Elsewhere in the American soccer diaspora, 21-year-old striker Andrija Novakovich scored a very impressive goal for Fortuna Sittard against PSV in the Eredivisie. Novakovich, who is at Fortuna on loan from Reading, also debuted for the USMNT in 2018. If he wants to keep those USMNT caps coming, he needs to have a big year in the famously forward-friendly Eredivisie to legitimize himself as a prospect. Teenage winger Jonathan Amon seems to have broken into the first team at FC Nordsjælland, one of the better teams in Denmark, and he too scored a really nifty goal this weekend, shortly after banging one in in the Europa League.


What’s perhaps most encouraging about the wave of young Americans making tracks at top-flight European clubs is that it’s a trend that’s likely to continue.
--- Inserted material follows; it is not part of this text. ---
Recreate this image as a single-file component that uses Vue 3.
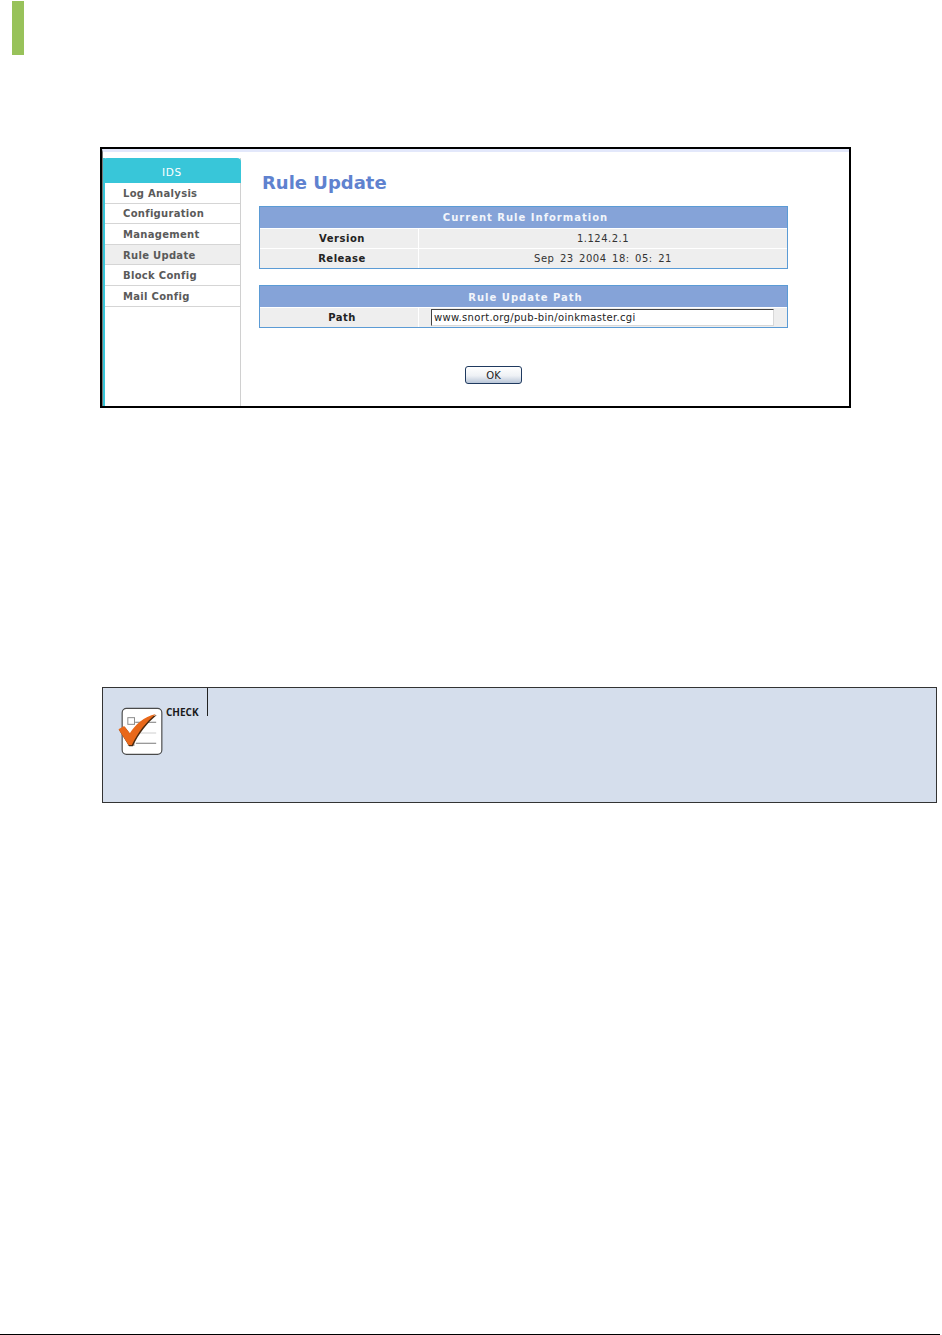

There are about a million other dudes between 15 and 18 who are plying their trades in the academy systems of some of the biggest clubs in the world: Folarin Balogun at Arsenal, Nick Taitague and Haji Wright at Schalke, Matteo Ritaccio at Liverpool, Chris Richards at Bayern Munich, Giovanni Reyna at Dortmund, Erik Palmer-Brown at Manchester City, to name a few. Obviously, being in the setup of a huge club is miles away from playing for the first team, as Julian Green and Gedion Zelalem could tell you all about. But the number of American players in European systems to increases every year, which means the number of players earning first-team minutes in the world’s best leagues should also continue to increase. This will be a fascinating few years for the USMNT. The national team has four years to tinker before the next World Cup, and they’ll be doing so with very different player pool with a much different pedigree from the failed 2018 group.


Oh shit, I almost forgot one. Jozy Altidore, who is only 28 somehow, was linked to a move to Ligue 1. The future truly is bright.